Expert who predicted rates would fall in 2014 says no hike in 2015

Back in January, Dan Alpert, Managing Director of Westwood Capital, stopped by Yahoo Finance and told editor in chief Aaron Task that he thought interest rates would be falling as the Federal Reserve ended its bond-buying stimulus program. With the Fed on track to wrap up quantitative easing this month, Alpert was right.

In a new conversation with Task, Alpert still asserts, “Interest rates are unlikely to rise." He also tells Task, "I don't think the Fed is going to be able to raise short term interest rates next year.“

Most economists believe the Fed will raise rates next year and had predicted rates would rise as the Fed tapered off QE3. Their hope was that the U.S. economy would gain steam as the bond-buying program ended. That hasn't happened, according to Alpert.

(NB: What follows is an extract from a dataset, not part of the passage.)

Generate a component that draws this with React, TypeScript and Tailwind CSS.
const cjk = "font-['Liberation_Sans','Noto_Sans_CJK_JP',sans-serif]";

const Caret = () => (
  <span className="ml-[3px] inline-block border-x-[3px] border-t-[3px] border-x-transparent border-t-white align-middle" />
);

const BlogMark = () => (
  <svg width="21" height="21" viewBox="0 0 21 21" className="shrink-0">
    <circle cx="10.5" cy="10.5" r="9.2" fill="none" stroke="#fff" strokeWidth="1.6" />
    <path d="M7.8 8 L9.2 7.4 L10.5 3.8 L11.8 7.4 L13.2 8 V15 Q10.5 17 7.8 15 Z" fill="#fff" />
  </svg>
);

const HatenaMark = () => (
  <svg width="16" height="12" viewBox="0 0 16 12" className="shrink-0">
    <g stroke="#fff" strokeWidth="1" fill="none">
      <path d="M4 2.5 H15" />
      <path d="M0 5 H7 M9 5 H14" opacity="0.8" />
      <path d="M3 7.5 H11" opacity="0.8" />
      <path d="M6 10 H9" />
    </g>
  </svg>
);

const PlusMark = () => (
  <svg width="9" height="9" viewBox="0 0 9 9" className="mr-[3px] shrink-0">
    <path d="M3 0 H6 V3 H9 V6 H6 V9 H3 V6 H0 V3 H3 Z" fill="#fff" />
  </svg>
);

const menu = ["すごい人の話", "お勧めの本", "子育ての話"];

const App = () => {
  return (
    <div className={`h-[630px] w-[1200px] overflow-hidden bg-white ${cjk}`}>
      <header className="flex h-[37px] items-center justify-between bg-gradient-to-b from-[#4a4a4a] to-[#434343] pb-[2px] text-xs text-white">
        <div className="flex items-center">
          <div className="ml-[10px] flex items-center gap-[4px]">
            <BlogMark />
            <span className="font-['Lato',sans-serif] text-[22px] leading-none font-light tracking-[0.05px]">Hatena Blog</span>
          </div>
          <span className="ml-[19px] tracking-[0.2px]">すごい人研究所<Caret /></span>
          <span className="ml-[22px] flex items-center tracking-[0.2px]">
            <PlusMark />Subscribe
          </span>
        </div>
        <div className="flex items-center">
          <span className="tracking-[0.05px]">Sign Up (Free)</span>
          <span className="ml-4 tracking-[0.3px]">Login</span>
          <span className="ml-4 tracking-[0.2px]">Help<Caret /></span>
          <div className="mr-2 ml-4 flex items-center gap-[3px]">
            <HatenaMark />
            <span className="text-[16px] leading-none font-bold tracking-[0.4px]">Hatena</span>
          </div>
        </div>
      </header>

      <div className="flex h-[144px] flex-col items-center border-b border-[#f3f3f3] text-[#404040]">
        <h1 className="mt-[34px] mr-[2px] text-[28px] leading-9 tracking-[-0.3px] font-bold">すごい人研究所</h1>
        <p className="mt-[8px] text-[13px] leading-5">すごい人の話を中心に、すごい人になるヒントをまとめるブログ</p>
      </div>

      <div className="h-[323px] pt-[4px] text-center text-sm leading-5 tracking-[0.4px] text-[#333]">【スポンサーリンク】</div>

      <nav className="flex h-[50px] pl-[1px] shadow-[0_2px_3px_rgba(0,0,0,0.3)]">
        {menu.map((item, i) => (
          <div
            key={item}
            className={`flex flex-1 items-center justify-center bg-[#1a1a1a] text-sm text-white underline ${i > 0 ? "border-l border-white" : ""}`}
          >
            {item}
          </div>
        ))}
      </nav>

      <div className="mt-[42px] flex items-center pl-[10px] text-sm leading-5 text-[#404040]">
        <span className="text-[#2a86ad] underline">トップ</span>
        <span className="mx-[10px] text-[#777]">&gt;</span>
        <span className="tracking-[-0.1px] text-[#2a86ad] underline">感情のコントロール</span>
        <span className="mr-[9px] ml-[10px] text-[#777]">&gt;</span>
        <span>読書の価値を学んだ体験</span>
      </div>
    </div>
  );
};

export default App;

Investors normally abandon bonds for riskier investment as the economy strengthens. But Treasury bonds are looking more appealing to investors thanks at least in part to concerns about slowing global growth.

“The latter part of 2013 saw a falling knife phenomenon where nobody wanted to touch bonds because nobody really knew what was going to happen,” says Alpert. “The bond market is now reflecting both the anchored disinflation or deflationary expectations that are fundamental in the bond market,” he says.

JP Morgan Chase and Goldman Sachs have cut their interest-rate forecasts for the end of 2014. Goldman Sachs is expecting the 10-year U.S. Treasury note’s yield to end the year at 2.5%. Earlier the bank had predicted to the figure to be 3%. J.P. Morgan is expecting the 10-year note’s yield to end this year at 2.45%, after earlier expecting a yield of 2.7%.

Alpert says, “I think that this is a rational place for bonds to settle.”

But Alpert believes it’s possible we could see further drops. “Could another shock happen? Really bad data could come out of the U.S. Really bad data could come out of Europe that will drop things further.”